Oh, and Briseis was about the wimpiest Mary Sue I have ever seen. Helen was at least supposed to not do a great deal, and start a war about as passively as it's possible to do so. Briseis was just a terrible, terrible character all round. I wish she'd stayed as a bit-part, and I hope to hell they didn't give her such an extended role because they needed a good female character, because she's really not it.

The gods

Date: 2004-09-26 05:51 am (UTC)
From: [identity profile] selenak.livejournal.com
Actually, I thought Troy left it ambiguos whether or not the gods exist. Achilles says he talked to them, we do hear someone claim his mother is a goddess, and we do see Thetis, appropriately enough, in the sea. No, we don't see her do anything divine. But it was a nice touch nonetheless.

Re: The gods

Date: 2004-09-26 07:12 pm (UTC)
From: [identity profile] eye-of-a-cat.livejournal.com
Yeah - there's the possibility they exist, they're just not around.
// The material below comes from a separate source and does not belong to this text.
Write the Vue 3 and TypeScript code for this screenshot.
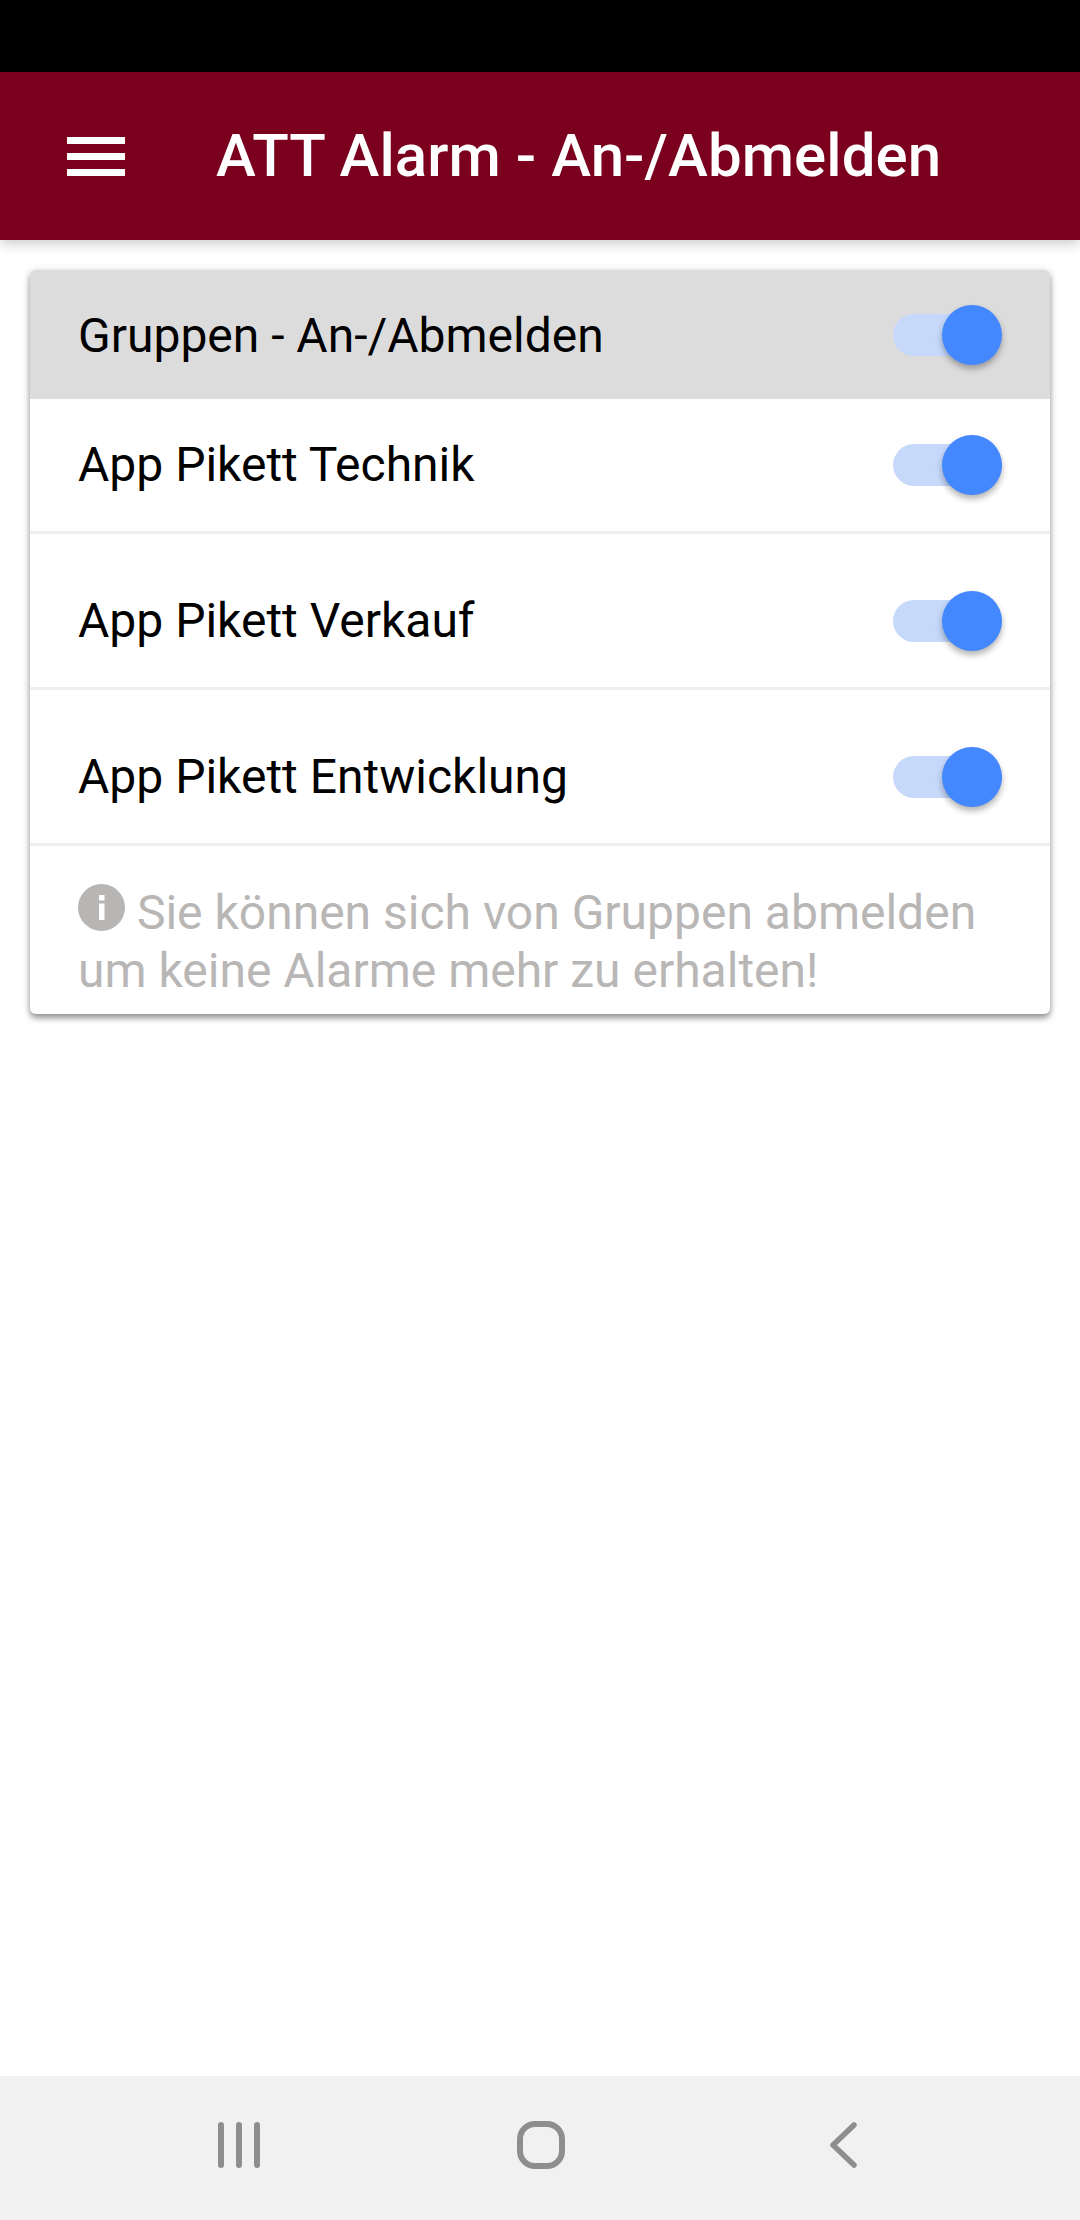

Which made me wonder what the film was going for with Achilles beheading Apollo's statue and proclaiming so loudly that the gods weren't doing anything about it. Maybe we were supposed to compare Paris shooting him with the statue of Apollo-the-archer, and wonder whether the gods had done something after all? It just felt like there was lots more they could have done, although I'm not entirely sure what.

(no subject)

Date: 2004-09-26 08:43 am (UTC)
From: [identity profile] elettaria.livejournal.com
Have you read any of Christa Wolf's retellings of Greek legends, Medea or Cassandra? They're extraordinary, she's possibly the greatest living writer I know of. I'd love to see those filmed, but it would have to be one of the artier, smaller film-makers; Hollywood is simply not allowed anywhere near her, they'd probably miss all the modern references for a start.

(no subject)

Date: 2004-09-26 07:13 pm (UTC)
From: [identity profile] eye-of-a-cat.livejournal.com
Nope, but will look her out now. I do so love Greek myths.

(no subject)

Date: 2004-09-27 07:13 am (UTC)
From: [identity profile] elettaria.livejournal.com
You may need to look her up second-hand, for some reason she drifts in and out of print (get your act together, Virago: they've been promising a reprint for years). Considering that it's not just my opinion, she's usually regarded as the greatest living German writer, this is somewhat puzzling; but hey, Patrick White got the Nobel Prize and his status cannot be denied either, and The Vivisector was out of print for ages too. Wolf managed to get herself banned in East Germany, she was writing a bit too honestly about WW2. Astonishing writer. I've raved on about Medea (my favourite) on Amazon (currently just up on the paperback, I'm copying it in on the hardback), there should be decent reviews of Cassandra out there as well.

(no subject)

Date: 2004-09-26 03:09 pm (UTC)
From: [identity profile] jakie-f.livejournal.com
If they needed a strong female character they could've used Cassandra. *is still bitter*

(no subject)

Date: 2004-09-26 07:15 pm (UTC)
From: [identity profile] eye-of-a-cat.livejournal.com
I wish they'd included Cassandra, too. Why give Briseis such a big part and then make her into such a pointless character?